Retired Feb. 1, 1965. Died Jan. 23, 1992.
During his 32 years of active duty service, Major General Dolf E. Muehleisen played many parts in the evolution of American aerospace power. Of particular significance are his actions in the field of aerospace defense during the era introducing instantaneous electronic computer and communication systems.
An unusual highlight in his career occurred when, as commander of the 29th NORAD Region/Air Division, General Muehleisen was selected for the additional duty of chairman of the Cheyenne Mountain Task Force in December 1963. Alternating between North American Air Defense Command headquarters at Colorado Springs, Colo., and 29th headquarters at Richards-Gebaur Air Force Base, Mo., he directed a group of 60 Department of Defense experts reviewing and coordinating all plans for the 90 million dollar NORAD underground Combat Operations Center being constructed within Cheyenne Mountain.
General Muehleisen's earliest contact with air defense came at the beginning of World War II when, as a major, he was sent to New York to help the Eastern Frontier establish air patrols against submarines off the Atlantic Coast.
After a break of four years, he was again involved with national air defense matters, this time as director of operations and training for the Continental Air Command.
In 1954, the now Colonel Muehleisen was assigned to the Air Defense Command for the first time, assuming command of the 10th Air Division and the air defense responsibility for the southern half of Alaska.
When the North American Air Defense Command was organized in 1957, General Muehleisen was filling Headquarters ADC positions as assistant chief of staff for Programming and as deputy for plans. However, two years later he became NORAD deputy chief of staff for plans and policy, a position he held until his assignment as commander of the 29th NORAD Region/Air Division.
General Muebleisen has also served in many vital areas of command not concerned with air defense. He has commanded the 1st Fighter Wing, served as chief of personnel for the 29th Air Force and acted as operations and plans officer for the 7th Air Force.
As a colonel, he was a member of the Plans Group which drew up the initial charter for the JCS Command at Pearl Harbor (CINCPAC).
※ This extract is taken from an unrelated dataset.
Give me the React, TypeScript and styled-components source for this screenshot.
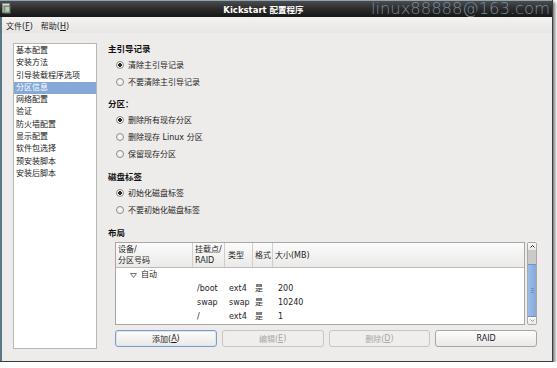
import React from "react";
import styled, { createGlobalStyle } from "styled-components";

const GlobalStyle = createGlobalStyle`
  html, body { margin: 0; padding: 0; background: #fff; }
  body {
    font-family: "DejaVu Sans", "Noto Sans CJK SC", sans-serif;
    font-size: 8px;
    color: #1e1e1e;
  }
`;

const Window = styled.div`
  width: 553px;
  height: 362px;
  box-sizing: border-box;
  display: flex;
  flex-direction: column;
  background: #edeceb;
  border-right: 1px solid #3c3c3c;
  border-bottom: 1px solid #3c3c3c;
  box-shadow: 2px 2px 3px rgba(0, 0, 0, 0.55);
`;

const TitleBar = styled.div`
  position: relative;
  flex: none;
  height: 17px;
  box-sizing: border-box;
  border-top: 1px solid #8aa6b6;
  background: linear-gradient(#4c4c4c, #2b2b2b 50%, #171717);
  display: flex;
  align-items: center;
  justify-content: center;
  padding-right: 25px;
  color: #fff;
  font-weight: bold;
  font-size: 8.5px;
`;

const TitleIcon = styled.svg`
  position: absolute;
  left: 2px;
  top: 2px;
`;

const Watermark = styled.span`
  position: absolute;
  right: 2px;
  top: 0;
  height: 16px;
  line-height: 15px;
  font-family: "DejaVu Sans", sans-serif;
  font-weight: 200;
  font-size: 16.5px;
  color: #7f95a8;
  opacity: 0.9;
  letter-spacing: -0.1px;
  white-space: nowrap;
  overflow: visible;
`;

const Frame = styled.div`
  flex: 1;
  display: flex;
  flex-direction: column;
  border-left: 2px solid #5b7886;
  min-height: 0;
`;

const MenuBar = styled.div`
  flex: none;
  height: 16px;
  display: flex;
  align-items: center;
  gap: 8px;
  padding-left: 4px;
  background: linear-gradient(#f3f2f1, #e7e6e4);
`;

const MenuItem = styled.span`
  u { text-decoration: underline; }
`;

const Body = styled.div`
  flex: 1;
  display: flex;
  gap: 11px;
  padding: 10px 15px 12px 11px;
  min-height: 0;
`;

const Sidebar = styled.ul`
  list-style: none;
  margin: 0;
  width: 84px;
  box-sizing: border-box;
  padding: 1px 0 0;
  background: #fff;
  border: 1px solid #b9b7b3;
`;

const SideItem = styled.li<{ $active?: boolean }>`
  height: 12.3px;
  line-height: 12.3px;
  padding-left: 2px;
  white-space: nowrap;
  background: ${(p) => (p.$active ? "#86a8d8" : "transparent")};
  color: ${(p) => (p.$active ? "#fff" : "#222")};
`;

const Main = styled.div`
  flex: 1;
  display: flex;
  flex-direction: column;
  min-width: 0;
`;

const Section = styled.div<{ $gap: number }>`
  margin-top: ${(p) => p.$gap}px;
`;

const Heading = styled.div`
  height: 12px;
  line-height: 12px;
  font-weight: bold;
  font-size: 8.5px;
  color: #111;
`;

const RadioList = styled.div`
  margin-top: 1px;
`;

const RadioRow = styled.label`
  height: 17px;
  display: flex;
  align-items: center;
  gap: 4px;
  padding-left: 8px;
`;

const RadioDot = styled.span<{ $on?: boolean }>`
  width: 8px;
  height: 8px;
  box-sizing: border-box;
  border-radius: 50%;
  border: 1px solid #8e8c89;
  background: ${(p) =>
    p.$on
      ? "radial-gradient(circle, #2b2b2b 0 1.6px, #fbfbfb 2px, #e8e7e5 100%)"
      : "radial-gradient(circle, #fbfbfb 0, #e8e7e5 100%)"};
`;

const TableWrap = styled.div`
  margin: 3px 0 0 7px;
  height: 83px;
  display: flex;
  gap: 2px;
`;

const TreeFrame = styled.div`
  flex: 1;
  border: 1px solid #a9a7a4;
  background: #fff;
  overflow: hidden;
`;

const cols = "77px 32px 28px 20px 1fr";

const HeaderRow = styled.div`
  display: grid;
  grid-template-columns: ${cols};
  height: 25px;
  box-sizing: border-box;
  border-bottom: 1px solid #bdbcba;
  background: linear-gradient(#fbfbfb, #ebeae9);
`;

const HeadCell = styled.div<{ $last?: boolean; $pad?: number }>`
  display: flex;
  align-items: center;
  padding-left: ${(p) => p.$pad ?? 2}px;
  line-height: 11px;
  border-right: ${(p) => (p.$last ? "none" : "1px solid #cfcecc")};
  white-space: nowrap;
`;

const Row = styled.div`
  display: grid;
  grid-template-columns: ${cols};
  height: 14px;
  line-height: 14px;
`;

const Cell = styled.div<{ $pad?: number }>`
  padding-left: ${(p) => p.$pad ?? 4}px;
  white-space: nowrap;
`;

const Expander = styled.div`
  display: flex;
  align-items: center;
  gap: 4px;
  padding-left: 14px;
`;

const Scrollbar = styled.div`
  width: 10px;
  display: flex;
  flex-direction: column;
  box-sizing: border-box;
  border: 1px solid #aaa9a6;
  border-radius: 2px;
  background: #f4f4f3;
  overflow: hidden;
`;

const Arrow = styled.div`
  height: 7px;
  display: flex;
  align-items: center;
  justify-content: center;
  background: linear-gradient(#fcfcfc, #e9e9e8);
`;

const Trough = styled.div`
  height: 14px;
  background: #cbcac8;
`;

const Thumb = styled.div`
  flex: 1;
  display: flex;
  flex-direction: column;
  align-items: center;
  justify-content: center;
  gap: 1px;
  background: linear-gradient(90deg, #9bbde9, #84a9dc);
  border-top: 1px solid #6f94c8;
  border-bottom: 1px solid #6f94c8;
  span {
    width: 3px;
    height: 1px;
    background: #6c8fbf;
  }
`;

const ButtonRow = styled.div`
  display: flex;
  gap: 5px;
  margin: 5px 0 0 7px;
`;

const Button = styled.div<{ $focus?: boolean; $disabled?: boolean }>`
  flex: 1;
  height: 17px;
  box-sizing: border-box;
  display: flex;
  align-items: center;
  justify-content: center;
  border-radius: 3px;
  border: 1px solid ${(p) => (p.$focus ? "#7e9cc8" : p.$disabled ? "#c7c6c3" : "#a8a6a3")};
  background: ${(p) => (p.$disabled ? "#efeeed" : "linear-gradient(#fdfdfd, #e9e8e6)")};
  color: ${(p) => (p.$disabled ? "#a9a7a4" : "#1e1e1e")};
  box-shadow: ${(p) => (p.$focus ? "inset 0 0 0 1px #dbe6f5" : "none")};
  u { text-decoration: underline; }
`;

const sideItems = [
  "基本配置",
  "安装方法",
  "引导装载程序选项",
  "分区信息",
  "网络配置",
  "验证",
  "防火墙配置",
  "显示配置",
  "软件包选择",
  "预安装脚本",
  "安装后脚本",
];

const partitions = [
  { mount: "/boot", type: "ext4", size: "200" },
  { mount: "swap", type: "swap", size: "10240" },
  { mount: "/", type: "ext4", size: "1" },
];

const Radio = ({ on, children }: { on?: boolean; children: React.ReactNode }) => (
  <RadioRow>
    <RadioDot $on={on} />
    <span>{children}</span>
  </RadioRow>
);

export default function App() {
  return (
    <>
      <GlobalStyle />
      <Window>
        <TitleBar>
          <TitleIcon width="10" height="11" viewBox="0 0 10 11">
            <rect x="0.5" y="0.5" width="7" height="9" fill="#d8dcd8" stroke="#8a8f8a" />
            <rect x="2" y="3" width="6" height="7" fill="#9bb79b" stroke="#5c7a5c" />
            <path d="M4 5h3M4 7h3" stroke="#eef" strokeWidth="0.8" />
          </TitleIcon>
          Kickstart 配置程序
          <Watermark>linux88888@163.com</Watermark>
        </TitleBar>
        <Frame>
          <MenuBar>
            <MenuItem>文件(<u>F</u>)</MenuItem>
            <MenuItem>帮助(<u>H</u>)</MenuItem>
          </MenuBar>
          <Body>
            <Sidebar>
              {sideItems.map((s, i) => (
                <SideItem key={s} $active={i === 3}>
                  {s}
                </SideItem>
              ))}
            </Sidebar>
            <Main>
              <Section $gap={0}>
                <Heading>主引导记录</Heading>
                <RadioList>
                  <Radio on>清除主引导记录</Radio>
                  <Radio>不要清除主引导记录</Radio>
                </RadioList>
              </Section>
              <Section $gap={8}>
                <Heading>分区：</Heading>
                <RadioList>
                  <Radio on>删除所有现存分区</Radio>
                  <Radio>删除现存 Linux 分区</Radio>
                  <Radio>保留现存分区</Radio>
                </RadioList>
              </Section>
              <Section $gap={9}>
                <Heading>磁盘标签</Heading>
                <RadioList>
                  <Radio on>初始化磁盘标签</Radio>
                  <Radio>不要初始化磁盘标签</Radio>
                </RadioList>
              </Section>
              <Section $gap={9}>
                <Heading>布局</Heading>
              </Section>
              <TableWrap>
                <TreeFrame>
                  <HeaderRow>
                    <HeadCell>
                      设备/
                      <br />
                      分区号码
                    </HeadCell>
                    <HeadCell>
                      挂载点/
                      <br />
                      RAID
                    </HeadCell>
                    <HeadCell $pad={3}>类型</HeadCell>
                    <HeadCell>格式</HeadCell>
                    <HeadCell $last>大小(MB)</HeadCell>
                  </HeaderRow>
                  <Row>
                    <Expander>
                      <svg width="7" height="5" viewBox="0 0 7 5">
                        <path d="M0.5 0.5h6L3.5 4.5z" fill="#fff" stroke="#6a6a6a" strokeWidth="0.9" />
                      </svg>
                      自动
                    </Expander>
                  </Row>
                  {partitions.map((p) => (
                    <Row key={p.mount}>
                      <Cell />
                      <Cell>{p.mount}</Cell>
                      <Cell>{p.type}</Cell>
                      <Cell $pad={2}>是</Cell>
                      <Cell $pad={5}>{p.size}</Cell>
                    </Row>
                  ))}
                </TreeFrame>
                <Scrollbar>
                  <Arrow>
                    <svg width="5" height="3" viewBox="0 0 5 3">
                      <path d="M0.5 2.5L2.5 0.5L4.5 2.5" fill="none" stroke="#222" strokeWidth="1" />
                    </svg>
                  </Arrow>
                  <Trough />
                  <Thumb>
                    <span />
                    <span />
                    <span />
                  </Thumb>
                  <Arrow>
                    <svg width="5" height="3" viewBox="0 0 5 3">
                      <path d="M0.5 0.5L2.5 2.5L4.5 0.5" fill="none" stroke="#9a9a9a" strokeWidth="1" />
                    </svg>
                  </Arrow>
                </Scrollbar>
              </TableWrap>
              <ButtonRow>
                <Button $focus>添加(<u>A</u>)</Button>
                <Button $disabled>编辑(<u>E</u>)</Button>
                <Button $disabled>删除(<u>D</u>)</Button>
                <Button>RAID</Button>
              </ButtonRow>
            </Main>
          </Body>
        </Frame>
      </Window>
    </>
  );
}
His first assignment after being promoted to brigadier general was as operations chief of the Joint Alaskan Command.
General Muehleisen has held the highest flying rating, command pilot, since 1944. His flying experience ranges from DeHavilands of World War I vintage to current supersonic fighter-interceptors. An ex-bomber and pursuit pilot, General Muehleisen was a member of the famed group of Army Air Corps pilots who flew the U.S. mails in 1934.
A 1931 graduate of the University of California's Business College, General Muehleisen entered the National War College in 1952. Immediately upon graduation, he was assigned as a faculty member at this institution.